Cumhuriyet Gazetesi'nin çalışanları hakkında açılan davada gazetenin avukatlarından Bülent Utku, son dönemde yaşanan hukuk ihlallerinden örnekler vererek, “Zamanın ruhunun bizleri getirdiği nokta budur. Bu koşullara ve ruha karşı çıkıyorum. İnsanların cesaret hakkı vardır. Ben bu hakkımı sonuna kadar kullanacağım” diye konuştu.
15 Temmuz başarısız darbe girişimi sonrasında “söylenmesi gereken” en temel tümceydi bu.
Milyonların sözüydü.
Milyonların haykırışıydı.
Ve milyonlara uyarıydı...

***

İnsanların “cesaret hakkının” olması, önce insan olduklarının farkına varmakla başlar.
Yani benle, sizle, onunla; önce birer birer, ardından topluca “cesaretli” olmakla.
İçi dolu dolu bir kavramdan yola çıkan Avukat Bülent Utku'nun sözleri hepimizi titretmeli ve nerede bulunduğumuzu iyi kavratmalı.
Stoalı felsefeci Epictetos, “Cesaret korkmaktır, ama korktuğun şeyi yine de yapmaktır. İnsan ne yoksulluktan, ne sürülmeden, ne hapisten, ne de ölümden korkmalı, yalnızca korkak olmaktan korkmalıdır” der.

***

Başarısız darbe girişimi sonunda yaşadığımız süreçte;
63 gazete,
16 televizyon kanalı,
20 dergi,
24 radyo kapatıldı.
167 tutuklu gazeteci var.
2 bin 308 gazeteci bu dönem içinde işsiz kaldı.
708 gazetecinin basın kartı iptal edildi.
Bununla kalmadı.
Aynı dönem içinde;
50 bin 510 kişi tutuklandı.
Gözaltına alınan ya da hakkında soruşturma başlatılan 43 kişi intihar etti.
Toplam 966 şirkete devlet tarafından el konuldu ve TMSF'ye devredildi.
45 bin kamu çalışanı ve 5 bin 602 öğretim üyesi/görevlisi üniversiteden atıldı.
Korku iklimi sürüyor ve toplumun büyük bölümünde korkunun yarattığı endişe ve gerginlik üst düzeyde.

***

İşte tam da böyle bir zamanda, asıl işi hukukçuluk olan, ancak yıllardır basın sektörünün içinde bulunan avukat Bülent Utku, kendisini yargılayan mahkemenin karşısında hem de yüksek sesle diyor ki: “ İnsanların cesaret hakkı vardır.

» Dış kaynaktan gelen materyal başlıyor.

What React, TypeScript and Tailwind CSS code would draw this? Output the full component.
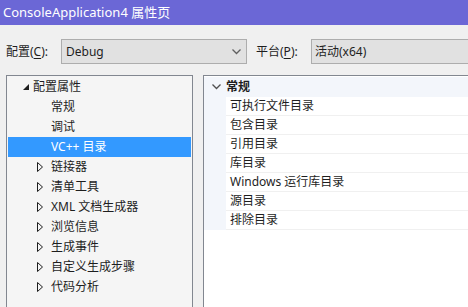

Ben bu hakkımı sonuna kadar kullanacağım...”
Aynı mahkemede bir diğer hukukçu avukat Akın Atalay, daha düne kadar Fethullah Gülen'den övgüyle söz eden, şimdi ise hakaret üzerine hakaret eden ve davada bir nevi bilirkişi/tanık gibi davranan sözde gazeteciler ve bundan yola çıkarak sonuç çıkaran savcılar için de, “Demokratik toplumlarda gazetelerin yayın politikasını değerlendirmek, ölçmek, saptamak ve suçlama konusu yapmak savcıların haddi de hakkı da değildir. Savcılar, o gazetelerin yayın politikası, ilkeleri ile değil, gazete içeriğinin, haber ve yazıların suç olup olmadığıyla sınırlı bir araştırma ve soruşturma yapabilir” diyor.

***

Tam da zamanında...
Gazeteciliğin, gazetelerin içeriğinin hallaç pamuğu gibi atıldığı, kayınço, enişte, yandaş ilişkilerinin vıcık vıcık yalakalığa/borazanlığa dönüştüğü bir dönemde iki hukukçu manifesto gibi savunma yapıyor. Pide sipariş ettiği fırıncının, ya da evinin parke döşemelerini değiştiren ustanın, yemek yediği lokantanın soruşturma geçiriyor olması nedeniyle, sırf onlarla görüştüğü için “örgüt üyesi” sayılan gazeteciler de “cesaret hakkını” kullanıyor.

***

Yeri gelmişken; Sözcü'nün çalışanları Gökmen Ulu ve Mediha Olgun da bugün 62. günlerinde aynı “cesaret hakkını” kullanarak soruyor?
Gazetecilik suç mu?
Hayır, elbette değil...
Bir ülkenin vatandaşı olmak, onu yönetenlere soru sormayı, eleştirmeyi, denetlemeyi asla suç haline getirmez.
O yüzden de hepimizin cesaret hakkını kullanması gerekiyor.
İnsan yalnızca “korkak olmaktan” korkmalıdır.